__AVAILABLE DATA__:
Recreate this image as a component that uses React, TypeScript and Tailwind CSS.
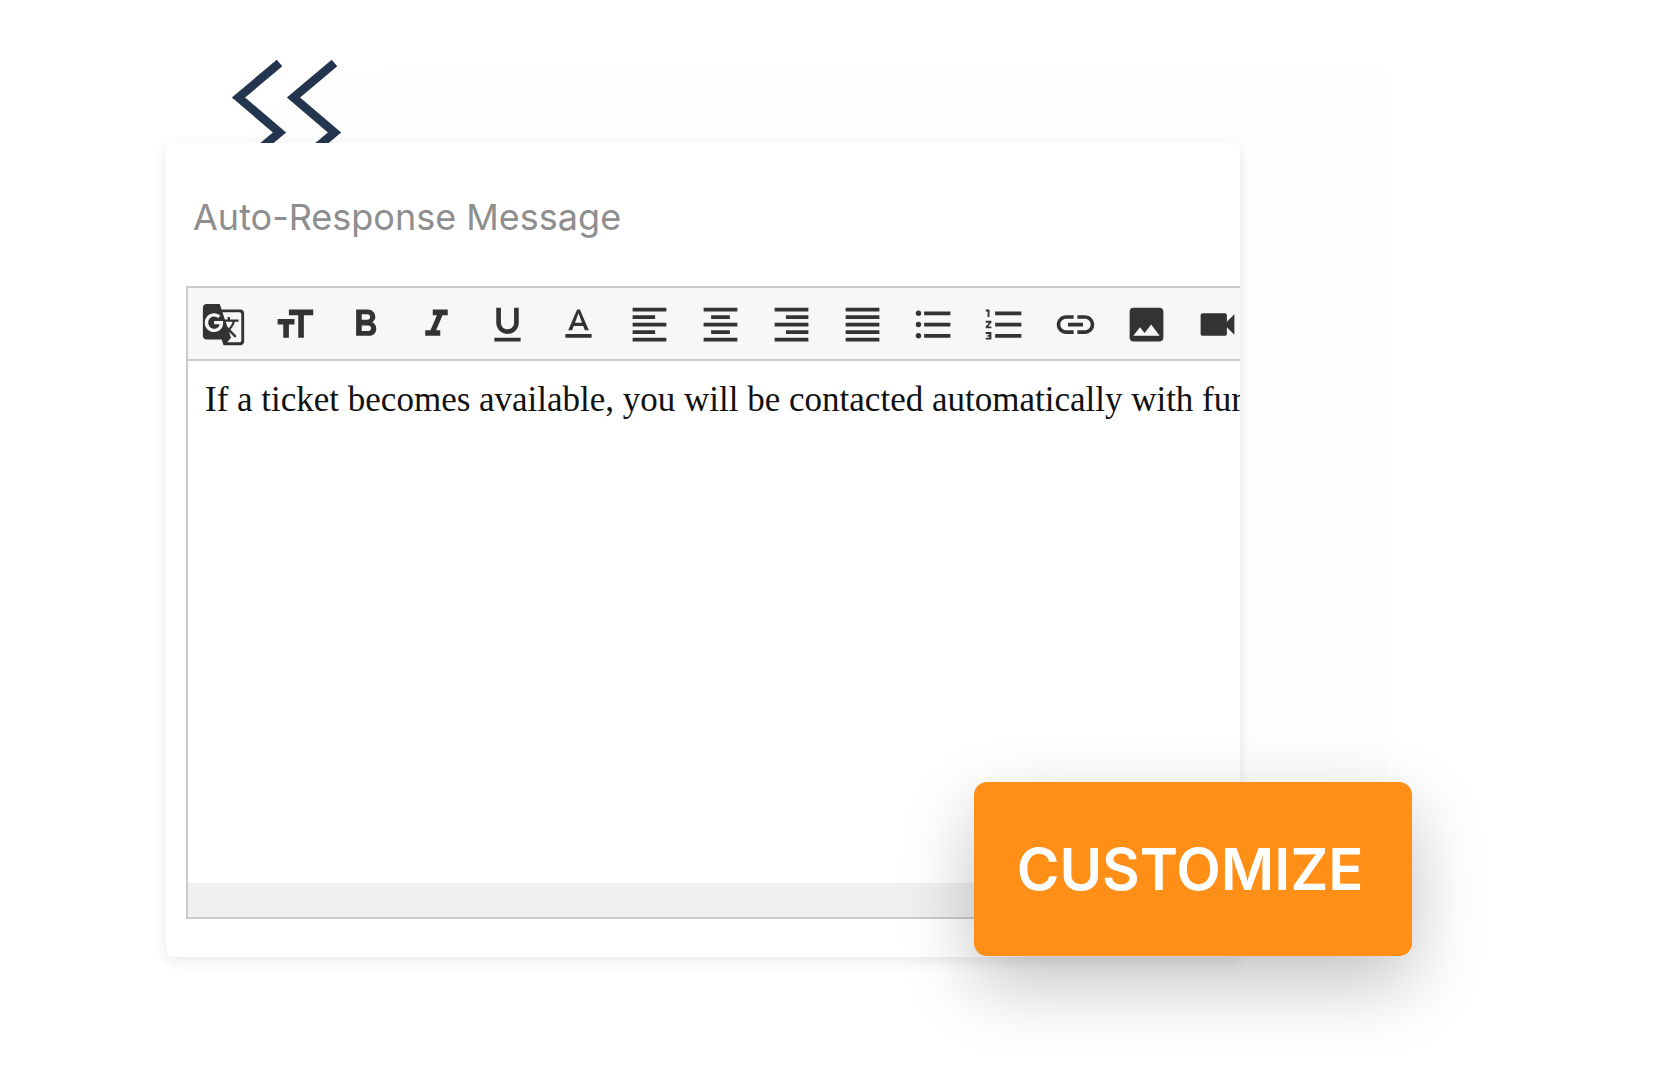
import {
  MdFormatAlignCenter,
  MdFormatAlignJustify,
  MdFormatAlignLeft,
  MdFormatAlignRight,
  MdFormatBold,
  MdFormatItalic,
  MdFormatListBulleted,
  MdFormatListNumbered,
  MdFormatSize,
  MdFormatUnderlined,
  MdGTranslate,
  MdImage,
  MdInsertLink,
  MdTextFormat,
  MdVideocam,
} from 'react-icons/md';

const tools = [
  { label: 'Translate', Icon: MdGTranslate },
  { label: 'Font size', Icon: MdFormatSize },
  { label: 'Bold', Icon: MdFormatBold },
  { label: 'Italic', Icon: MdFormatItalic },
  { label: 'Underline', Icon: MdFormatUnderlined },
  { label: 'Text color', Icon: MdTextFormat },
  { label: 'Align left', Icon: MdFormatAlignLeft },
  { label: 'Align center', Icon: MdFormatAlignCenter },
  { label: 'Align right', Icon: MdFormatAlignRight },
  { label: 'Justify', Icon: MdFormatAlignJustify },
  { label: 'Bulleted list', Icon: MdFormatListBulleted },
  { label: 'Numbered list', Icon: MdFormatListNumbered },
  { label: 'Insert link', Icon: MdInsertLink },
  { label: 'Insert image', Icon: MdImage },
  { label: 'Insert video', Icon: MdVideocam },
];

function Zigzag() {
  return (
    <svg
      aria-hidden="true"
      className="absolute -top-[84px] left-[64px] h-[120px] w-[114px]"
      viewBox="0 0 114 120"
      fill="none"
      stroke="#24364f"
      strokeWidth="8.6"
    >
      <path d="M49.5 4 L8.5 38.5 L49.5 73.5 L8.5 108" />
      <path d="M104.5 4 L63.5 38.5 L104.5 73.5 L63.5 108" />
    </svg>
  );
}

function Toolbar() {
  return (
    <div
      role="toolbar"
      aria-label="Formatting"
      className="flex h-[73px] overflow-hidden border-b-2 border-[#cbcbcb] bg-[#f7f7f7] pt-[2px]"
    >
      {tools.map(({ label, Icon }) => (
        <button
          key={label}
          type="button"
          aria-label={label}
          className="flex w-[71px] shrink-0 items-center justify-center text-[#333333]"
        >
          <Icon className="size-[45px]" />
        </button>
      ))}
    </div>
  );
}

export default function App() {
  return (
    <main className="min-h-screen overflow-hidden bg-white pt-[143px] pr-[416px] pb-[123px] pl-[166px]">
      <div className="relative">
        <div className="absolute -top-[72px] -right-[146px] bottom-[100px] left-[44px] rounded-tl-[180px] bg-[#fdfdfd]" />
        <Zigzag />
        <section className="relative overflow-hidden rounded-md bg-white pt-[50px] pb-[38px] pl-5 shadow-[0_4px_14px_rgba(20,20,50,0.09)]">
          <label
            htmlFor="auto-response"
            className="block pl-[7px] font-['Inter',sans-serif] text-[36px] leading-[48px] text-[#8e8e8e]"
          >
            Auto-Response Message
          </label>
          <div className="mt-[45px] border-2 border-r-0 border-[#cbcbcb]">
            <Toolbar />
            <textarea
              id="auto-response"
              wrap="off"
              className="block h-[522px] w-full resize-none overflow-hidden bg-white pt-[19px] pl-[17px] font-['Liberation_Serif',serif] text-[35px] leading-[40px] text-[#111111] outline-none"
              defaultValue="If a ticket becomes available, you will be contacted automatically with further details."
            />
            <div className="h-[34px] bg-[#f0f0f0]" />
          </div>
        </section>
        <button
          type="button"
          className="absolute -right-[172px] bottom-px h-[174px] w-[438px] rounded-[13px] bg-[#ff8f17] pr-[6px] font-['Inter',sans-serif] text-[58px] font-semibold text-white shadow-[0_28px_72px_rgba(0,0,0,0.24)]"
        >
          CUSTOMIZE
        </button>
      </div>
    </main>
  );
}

__DIRECTIONS FOR THIS TASK__:
Restate the whole of the material word for word without the pictures.

__SOLUTION TO THE PROBLEM__:
Recreate this image as a component that uses React, TypeScript and Tailwind CSS.
import {
  MdFormatAlignCenter,
  MdFormatAlignJustify,
  MdFormatAlignLeft,
  MdFormatAlignRight,
  MdFormatBold,
  MdFormatItalic,
  MdFormatListBulleted,
  MdFormatListNumbered,
  MdFormatSize,
  MdFormatUnderlined,
  MdGTranslate,
  MdImage,
  MdInsertLink,
  MdTextFormat,
  MdVideocam,
} from 'react-icons/md';

const tools = [
  { label: 'Translate', Icon: MdGTranslate },
  { label: 'Font size', Icon: MdFormatSize },
  { label: 'Bold', Icon: MdFormatBold },
  { label: 'Italic', Icon: MdFormatItalic },
  { label: 'Underline', Icon: MdFormatUnderlined },
  { label: 'Text color', Icon: MdTextFormat },
  { label: 'Align left', Icon: MdFormatAlignLeft },
  { label: 'Align center', Icon: MdFormatAlignCenter },
  { label: 'Align right', Icon: MdFormatAlignRight },
  { label: 'Justify', Icon: MdFormatAlignJustify },
  { label: 'Bulleted list', Icon: MdFormatListBulleted },
  { label: 'Numbered list', Icon: MdFormatListNumbered },
  { label: 'Insert link', Icon: MdInsertLink },
  { label: 'Insert image', Icon: MdImage },
  { label: 'Insert video', Icon: MdVideocam },
];

function Zigzag() {
  return (
    <svg
      aria-hidden="true"
      className="absolute -top-[84px] left-[64px] h-[120px] w-[114px]"
      viewBox="0 0 114 120"
      fill="none"
      stroke="#24364f"
      strokeWidth="8.6"
    >
      <path d="M49.5 4 L8.5 38.5 L49.5 73.5 L8.5 108" />
      <path d="M104.5 4 L63.5 38.5 L104.5 73.5 L63.5 108" />
    </svg>
  );
}

function Toolbar() {
  return (
    <div
      role="toolbar"
      aria-label="Formatting"
      className="flex h-[73px] overflow-hidden border-b-2 border-[#cbcbcb] bg-[#f7f7f7] pt-[2px]"
    >
      {tools.map(({ label, Icon }) => (
        <button
          key={label}
          type="button"
          aria-label={label}
          className="flex w-[71px] shrink-0 items-center justify-center text-[#333333]"
        >
          <Icon className="size-[45px]" />
        </button>
      ))}
    </div>
  );
}

export default function App() {
  return (
    <main className="min-h-screen overflow-hidden bg-white pt-[143px] pr-[416px] pb-[123px] pl-[166px]">
      <div className="relative">
        <div className="absolute -top-[72px] -right-[146px] bottom-[100px] left-[44px] rounded-tl-[180px] bg-[#fdfdfd]" />
        <Zigzag />
        <section className="relative overflow-hidden rounded-md bg-white pt-[50px] pb-[38px] pl-5 shadow-[0_4px_14px_rgba(20,20,50,0.09)]">
          <label
            htmlFor="auto-response"
            className="block pl-[7px] font-['Inter',sans-serif] text-[36px] leading-[48px] text-[#8e8e8e]"
          >
            Auto-Response Message
          </label>
          <div className="mt-[45px] border-2 border-r-0 border-[#cbcbcb]">
            <Toolbar />
            <textarea
              id="auto-response"
              wrap="off"
              className="block h-[522px] w-full resize-none overflow-hidden bg-white pt-[19px] pl-[17px] font-['Liberation_Serif',serif] text-[35px] leading-[40px] text-[#111111] outline-none"
              defaultValue="If a ticket becomes available, you will be contacted automatically with further details."
            />
            <div className="h-[34px] bg-[#f0f0f0]" />
          </div>
        </section>
        <button
          type="button"
          className="absolute -right-[172px] bottom-px h-[174px] w-[438px] rounded-[13px] bg-[#ff8f17] pr-[6px] font-['Inter',sans-serif] text-[58px] font-semibold text-white shadow-[0_28px_72px_rgba(0,0,0,0.24)]"
        >
          CUSTOMIZE
        </button>
      </div>
    </main>
  );
}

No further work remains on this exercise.